If you're refinancing to release equity for another purpose, the valuation directly impacts how much you can borrow. A conservative valuation means less available equity, which might change whether refinancing achieves what you need it to.
Refinancing to Consolidate Debt into Your Mortgage
Consolidating personal loans, car loans, or credit card debt into your mortgage reduces your monthly repayments but extends the repayment term.
If you're paying 12% on a $30,000 car loan and 18% on $15,000 in credit card debt, rolling that into your mortgage at 5.9% drops your interest rate significantly. However, you're now repaying that $45,000 over 25 or 30 years instead of three to five, which means you'll pay more interest in total unless you make additional repayments to clear it sooner.
This approach improves cashflow immediately, which can be valuable if you're managing other financial priorities. It also simplifies repayments, because you're dealing with one loan instead of multiple. The refinancing costs are the same whether you're consolidating debt or not, but the loan amount increases, which affects your serviceability and equity position.
Call one of our team or book an appointment at a time that works for you to discuss whether refinancing aligns with your financial structure and goals.

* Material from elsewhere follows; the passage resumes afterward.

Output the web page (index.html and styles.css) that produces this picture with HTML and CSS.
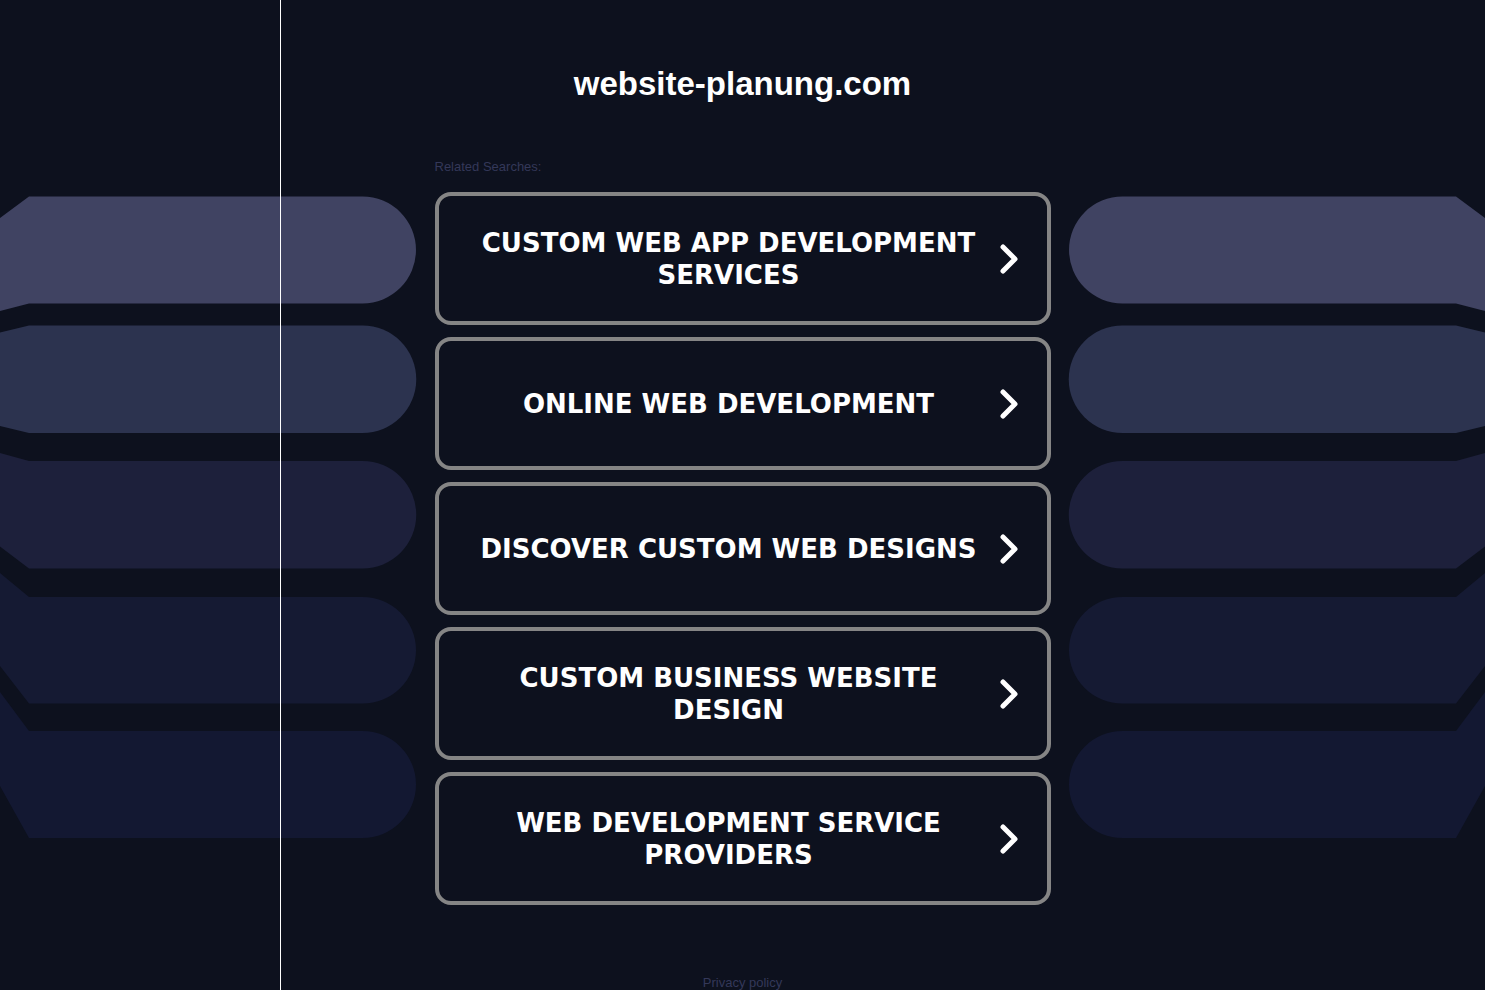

Frequently Asked Questions
How much does it typically cost to refinance a home loan in Parramatta?
Refinancing costs usually range from $500 to $3,000, depending on lender fees, valuation charges, and discharge costs. If you're breaking a fixed rate early, break costs can add several thousand dollars depending on your remaining term and rate difference.

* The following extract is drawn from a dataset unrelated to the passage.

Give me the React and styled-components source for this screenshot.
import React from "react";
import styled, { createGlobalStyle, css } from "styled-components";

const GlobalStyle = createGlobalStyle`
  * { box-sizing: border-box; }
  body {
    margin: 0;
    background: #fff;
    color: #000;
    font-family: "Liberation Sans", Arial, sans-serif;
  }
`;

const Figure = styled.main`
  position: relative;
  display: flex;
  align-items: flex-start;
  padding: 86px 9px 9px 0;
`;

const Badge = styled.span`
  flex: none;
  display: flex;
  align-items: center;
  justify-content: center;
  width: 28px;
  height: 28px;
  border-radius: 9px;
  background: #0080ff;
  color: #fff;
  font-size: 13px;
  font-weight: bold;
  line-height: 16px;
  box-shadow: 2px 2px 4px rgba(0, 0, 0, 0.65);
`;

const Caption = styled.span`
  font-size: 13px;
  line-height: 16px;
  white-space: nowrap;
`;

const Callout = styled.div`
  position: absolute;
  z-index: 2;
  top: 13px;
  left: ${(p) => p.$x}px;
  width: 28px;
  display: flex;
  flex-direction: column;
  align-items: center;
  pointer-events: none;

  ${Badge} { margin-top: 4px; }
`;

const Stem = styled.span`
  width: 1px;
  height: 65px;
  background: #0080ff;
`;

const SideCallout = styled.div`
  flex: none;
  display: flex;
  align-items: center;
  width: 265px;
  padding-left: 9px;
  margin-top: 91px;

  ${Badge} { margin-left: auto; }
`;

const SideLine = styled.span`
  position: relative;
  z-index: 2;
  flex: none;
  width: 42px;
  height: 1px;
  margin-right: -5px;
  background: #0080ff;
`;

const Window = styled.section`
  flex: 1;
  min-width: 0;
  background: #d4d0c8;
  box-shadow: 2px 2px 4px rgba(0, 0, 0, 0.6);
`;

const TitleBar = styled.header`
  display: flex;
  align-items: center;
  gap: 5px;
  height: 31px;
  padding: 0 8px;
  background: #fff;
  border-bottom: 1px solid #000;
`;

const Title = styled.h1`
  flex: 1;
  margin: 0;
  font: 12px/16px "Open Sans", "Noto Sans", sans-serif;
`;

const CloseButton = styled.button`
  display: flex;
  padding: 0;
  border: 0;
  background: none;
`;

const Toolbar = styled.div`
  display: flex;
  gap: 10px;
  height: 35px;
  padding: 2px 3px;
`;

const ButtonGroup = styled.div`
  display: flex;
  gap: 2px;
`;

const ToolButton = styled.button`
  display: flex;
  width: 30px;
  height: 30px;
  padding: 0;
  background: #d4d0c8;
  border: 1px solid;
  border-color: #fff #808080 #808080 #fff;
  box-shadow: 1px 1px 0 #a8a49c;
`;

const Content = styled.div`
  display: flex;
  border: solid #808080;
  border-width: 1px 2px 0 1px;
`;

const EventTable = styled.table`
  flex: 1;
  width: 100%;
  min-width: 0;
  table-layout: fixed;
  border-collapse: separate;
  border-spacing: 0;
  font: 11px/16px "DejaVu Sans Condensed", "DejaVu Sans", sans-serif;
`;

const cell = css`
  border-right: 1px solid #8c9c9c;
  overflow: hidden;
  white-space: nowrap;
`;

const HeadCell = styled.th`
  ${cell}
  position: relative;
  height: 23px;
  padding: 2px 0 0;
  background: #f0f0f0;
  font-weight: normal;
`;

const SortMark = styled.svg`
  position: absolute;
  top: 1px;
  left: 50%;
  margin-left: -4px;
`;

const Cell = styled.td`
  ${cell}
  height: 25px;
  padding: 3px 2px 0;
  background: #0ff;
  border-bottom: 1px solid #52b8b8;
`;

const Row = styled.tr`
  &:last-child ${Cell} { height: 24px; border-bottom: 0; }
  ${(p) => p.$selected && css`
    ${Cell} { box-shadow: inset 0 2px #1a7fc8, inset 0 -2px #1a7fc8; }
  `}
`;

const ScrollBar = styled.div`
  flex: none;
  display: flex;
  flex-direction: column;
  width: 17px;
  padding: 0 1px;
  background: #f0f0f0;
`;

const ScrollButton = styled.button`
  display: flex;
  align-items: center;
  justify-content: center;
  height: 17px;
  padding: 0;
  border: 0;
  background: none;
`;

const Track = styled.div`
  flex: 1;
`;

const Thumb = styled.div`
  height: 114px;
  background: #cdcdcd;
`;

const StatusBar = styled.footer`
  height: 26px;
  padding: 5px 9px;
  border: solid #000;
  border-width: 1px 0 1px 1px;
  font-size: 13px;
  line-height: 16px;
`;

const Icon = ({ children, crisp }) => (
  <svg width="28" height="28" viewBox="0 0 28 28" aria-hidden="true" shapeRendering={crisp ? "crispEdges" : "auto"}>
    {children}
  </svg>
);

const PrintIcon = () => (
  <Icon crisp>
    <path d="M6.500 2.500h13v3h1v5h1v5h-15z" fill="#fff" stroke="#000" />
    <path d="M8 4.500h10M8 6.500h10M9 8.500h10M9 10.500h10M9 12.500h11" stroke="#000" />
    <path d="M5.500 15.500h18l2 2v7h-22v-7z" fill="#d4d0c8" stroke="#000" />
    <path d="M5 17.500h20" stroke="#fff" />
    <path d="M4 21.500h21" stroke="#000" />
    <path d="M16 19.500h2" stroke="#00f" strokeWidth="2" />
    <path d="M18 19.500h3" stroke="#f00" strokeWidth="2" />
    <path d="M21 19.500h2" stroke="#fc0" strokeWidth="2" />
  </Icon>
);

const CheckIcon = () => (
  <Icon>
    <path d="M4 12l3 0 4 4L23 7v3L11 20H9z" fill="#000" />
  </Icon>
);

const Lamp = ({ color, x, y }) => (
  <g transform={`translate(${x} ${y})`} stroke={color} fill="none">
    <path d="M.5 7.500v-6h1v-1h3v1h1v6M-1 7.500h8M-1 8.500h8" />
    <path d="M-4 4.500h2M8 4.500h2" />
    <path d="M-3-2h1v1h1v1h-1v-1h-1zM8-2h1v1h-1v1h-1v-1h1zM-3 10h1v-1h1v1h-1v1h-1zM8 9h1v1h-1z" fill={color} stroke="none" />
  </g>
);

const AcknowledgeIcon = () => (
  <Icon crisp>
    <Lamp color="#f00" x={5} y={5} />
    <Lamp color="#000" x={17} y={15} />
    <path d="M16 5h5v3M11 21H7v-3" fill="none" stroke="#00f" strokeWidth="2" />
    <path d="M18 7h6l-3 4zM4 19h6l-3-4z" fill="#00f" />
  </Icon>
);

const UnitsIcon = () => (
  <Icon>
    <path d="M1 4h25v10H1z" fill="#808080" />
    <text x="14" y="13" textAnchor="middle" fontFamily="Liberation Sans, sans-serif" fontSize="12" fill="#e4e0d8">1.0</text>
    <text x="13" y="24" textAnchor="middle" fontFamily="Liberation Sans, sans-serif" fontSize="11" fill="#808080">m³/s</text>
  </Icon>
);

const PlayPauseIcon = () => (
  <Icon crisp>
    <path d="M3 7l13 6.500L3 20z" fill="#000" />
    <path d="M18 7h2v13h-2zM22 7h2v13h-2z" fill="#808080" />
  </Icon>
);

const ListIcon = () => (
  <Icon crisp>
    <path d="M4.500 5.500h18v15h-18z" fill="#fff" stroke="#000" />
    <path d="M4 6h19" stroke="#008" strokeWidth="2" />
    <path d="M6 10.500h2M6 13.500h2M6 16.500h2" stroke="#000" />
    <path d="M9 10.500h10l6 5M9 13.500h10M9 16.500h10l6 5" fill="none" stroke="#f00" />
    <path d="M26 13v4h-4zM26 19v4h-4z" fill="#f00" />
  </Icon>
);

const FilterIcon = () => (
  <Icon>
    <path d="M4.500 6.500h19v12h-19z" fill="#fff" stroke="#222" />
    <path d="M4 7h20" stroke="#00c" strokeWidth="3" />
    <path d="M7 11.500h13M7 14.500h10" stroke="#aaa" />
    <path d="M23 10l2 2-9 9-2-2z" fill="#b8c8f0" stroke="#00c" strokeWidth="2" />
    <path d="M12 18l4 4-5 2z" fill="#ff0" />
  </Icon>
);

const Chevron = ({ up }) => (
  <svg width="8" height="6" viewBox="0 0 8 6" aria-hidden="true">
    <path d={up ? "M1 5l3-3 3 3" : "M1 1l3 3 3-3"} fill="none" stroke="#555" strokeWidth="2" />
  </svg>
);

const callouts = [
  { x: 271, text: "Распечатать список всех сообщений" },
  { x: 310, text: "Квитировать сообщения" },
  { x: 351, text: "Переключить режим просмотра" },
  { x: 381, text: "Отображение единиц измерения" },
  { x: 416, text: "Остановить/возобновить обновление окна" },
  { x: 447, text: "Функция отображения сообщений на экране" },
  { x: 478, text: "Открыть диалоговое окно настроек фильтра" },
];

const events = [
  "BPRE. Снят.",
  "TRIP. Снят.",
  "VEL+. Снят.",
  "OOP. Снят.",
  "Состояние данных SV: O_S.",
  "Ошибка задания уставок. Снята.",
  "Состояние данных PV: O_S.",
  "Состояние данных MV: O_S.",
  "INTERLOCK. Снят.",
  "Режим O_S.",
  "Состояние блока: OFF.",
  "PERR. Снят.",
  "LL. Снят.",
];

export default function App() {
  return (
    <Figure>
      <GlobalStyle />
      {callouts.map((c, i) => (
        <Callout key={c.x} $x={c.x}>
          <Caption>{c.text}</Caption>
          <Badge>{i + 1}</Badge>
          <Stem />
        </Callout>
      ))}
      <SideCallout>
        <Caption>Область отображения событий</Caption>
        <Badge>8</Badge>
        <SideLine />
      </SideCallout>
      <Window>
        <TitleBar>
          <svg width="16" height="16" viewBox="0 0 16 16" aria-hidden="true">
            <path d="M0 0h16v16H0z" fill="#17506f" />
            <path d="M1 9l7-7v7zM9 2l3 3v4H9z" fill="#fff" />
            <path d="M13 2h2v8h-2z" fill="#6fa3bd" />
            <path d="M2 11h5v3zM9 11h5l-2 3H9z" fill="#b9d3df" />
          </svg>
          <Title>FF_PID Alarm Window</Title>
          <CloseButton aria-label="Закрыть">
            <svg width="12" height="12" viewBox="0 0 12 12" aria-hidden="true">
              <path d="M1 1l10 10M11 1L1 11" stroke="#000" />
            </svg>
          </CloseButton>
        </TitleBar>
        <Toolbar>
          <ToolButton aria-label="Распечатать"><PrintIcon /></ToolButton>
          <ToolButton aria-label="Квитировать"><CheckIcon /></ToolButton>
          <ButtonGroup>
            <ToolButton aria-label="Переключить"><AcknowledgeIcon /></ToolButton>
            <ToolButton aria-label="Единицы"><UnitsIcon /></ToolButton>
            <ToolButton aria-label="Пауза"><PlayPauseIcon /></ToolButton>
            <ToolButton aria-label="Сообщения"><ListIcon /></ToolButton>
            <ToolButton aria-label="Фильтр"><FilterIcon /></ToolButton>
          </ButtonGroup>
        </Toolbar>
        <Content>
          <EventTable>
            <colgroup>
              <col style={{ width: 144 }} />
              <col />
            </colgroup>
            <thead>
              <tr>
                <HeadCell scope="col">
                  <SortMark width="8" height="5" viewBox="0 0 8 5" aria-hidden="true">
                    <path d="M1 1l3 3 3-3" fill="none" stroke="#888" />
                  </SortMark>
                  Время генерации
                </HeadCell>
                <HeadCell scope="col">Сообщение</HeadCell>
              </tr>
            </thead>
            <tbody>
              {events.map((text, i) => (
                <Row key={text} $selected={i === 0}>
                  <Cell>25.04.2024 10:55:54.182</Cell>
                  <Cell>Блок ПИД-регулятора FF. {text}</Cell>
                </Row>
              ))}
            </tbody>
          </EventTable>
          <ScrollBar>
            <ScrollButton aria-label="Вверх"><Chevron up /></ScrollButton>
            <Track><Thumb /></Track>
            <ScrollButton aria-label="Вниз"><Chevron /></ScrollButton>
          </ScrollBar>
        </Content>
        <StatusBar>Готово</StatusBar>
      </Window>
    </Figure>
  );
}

What are fixed rate break costs and how are they calculated?
Break costs are charged when you exit a fixed rate loan before the term ends. They're calculated based on the economic loss your lender incurs, using the difference between your fixed rate and current wholesale rates, multiplied by the remaining loan term.
When does refinancing make financial sense despite the upfront costs?
Refinancing is worthwhile when the interest saving over the time you'll hold the loan exceeds the upfront costs. If you're reducing your rate and planning to keep the loan for several years, the savings typically outweigh the initial expense.
Does refinancing to a loan without an offset account affect my savings?
Yes, if you currently have a substantial offset balance, losing that feature can reduce your effective saving even if the new rate is lower. The offset balance reduces interest charged on that portion of your loan, so you need to compare the total outcome.
Can I consolidate other debts when refinancing my mortgage?
You can consolidate personal loans, car loans, or credit card debt into your mortgage, which reduces your interest rate and monthly repayments. However, extending the repayment term means you'll pay more interest over time unless you make additional repayments.